How to bypass CAPTCHA: Breaking Down a Complex Process in the Simplest Terms

от автора

CAPTCHA is not just a single word that can be defined; it’s an acronym consisting of nine words (and two prepositions): Completely Automated Public Turing Test To Tell Computers and Humans Apart. This mouthful was shortened to the concise CAPTCHA to avoid creating yet another hard-to-pronounce term. Translated into Russian, this abbreviation sounds like «Полностью автоматизированный публичный тест Тьюринга для различения компьютеров и людей» (Fully Automated Public Turing Test to Differentiate Computers and Humans).
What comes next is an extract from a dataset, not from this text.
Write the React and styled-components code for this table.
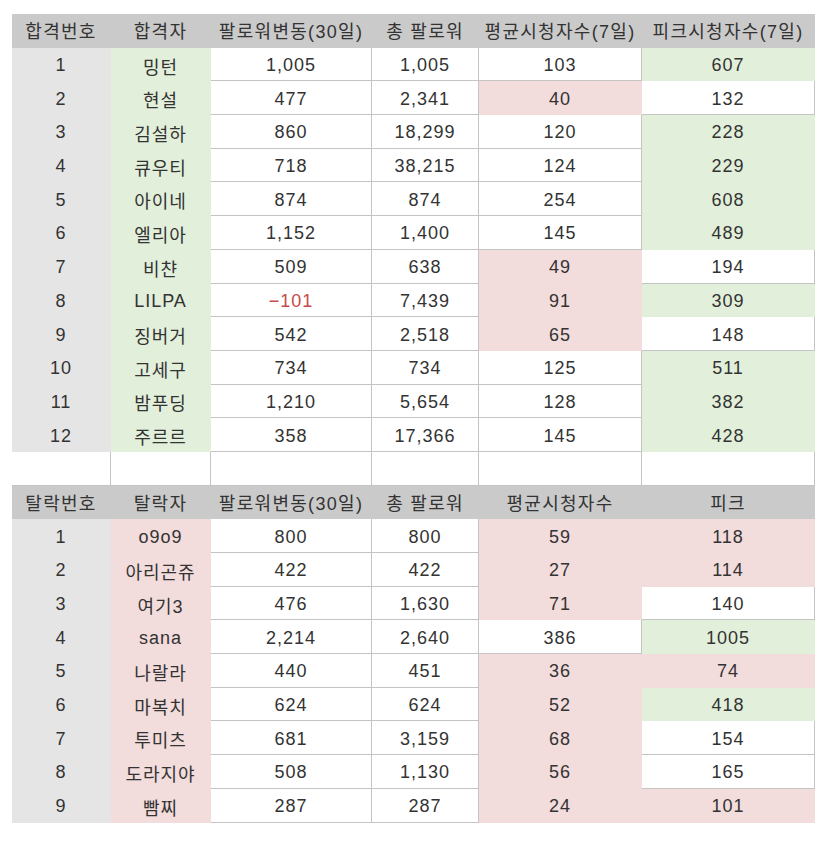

You can’t form «CAPTCHA» from this set of words in Russian, can you? But that’s not really necessary; everyone understands what it’s about. Find the specified images or enter the given text to confirm you’re not a robot.

Bypassing a CAPTCHA isn’t difficult if you’re human. It’s more challenging if you’re a human with a bunch of accounts working autonomously (this is called automation). You need to use automation tools, switch proxies, buy browser fingerprints, and this list can go on for quite a while—there are many options.

The problem is that there’s no universal solution as such. For instance, a parser that collects information from a specific site is written for the particular type of CAPTCHA present on the site at the time of writing. If the site updates its CAPTCHA, the parser stops working—or rather, when encountering a new CAPTCHA, the parser ceases to function.

That was a bit jumbled… Let me try again. If your parser can bypass reCAPTCHA V2, it won’t be able to bypass reCAPTCHA V3 because these are different types of CAPTCHAs, each with its own set of unique parameters that need to be considered.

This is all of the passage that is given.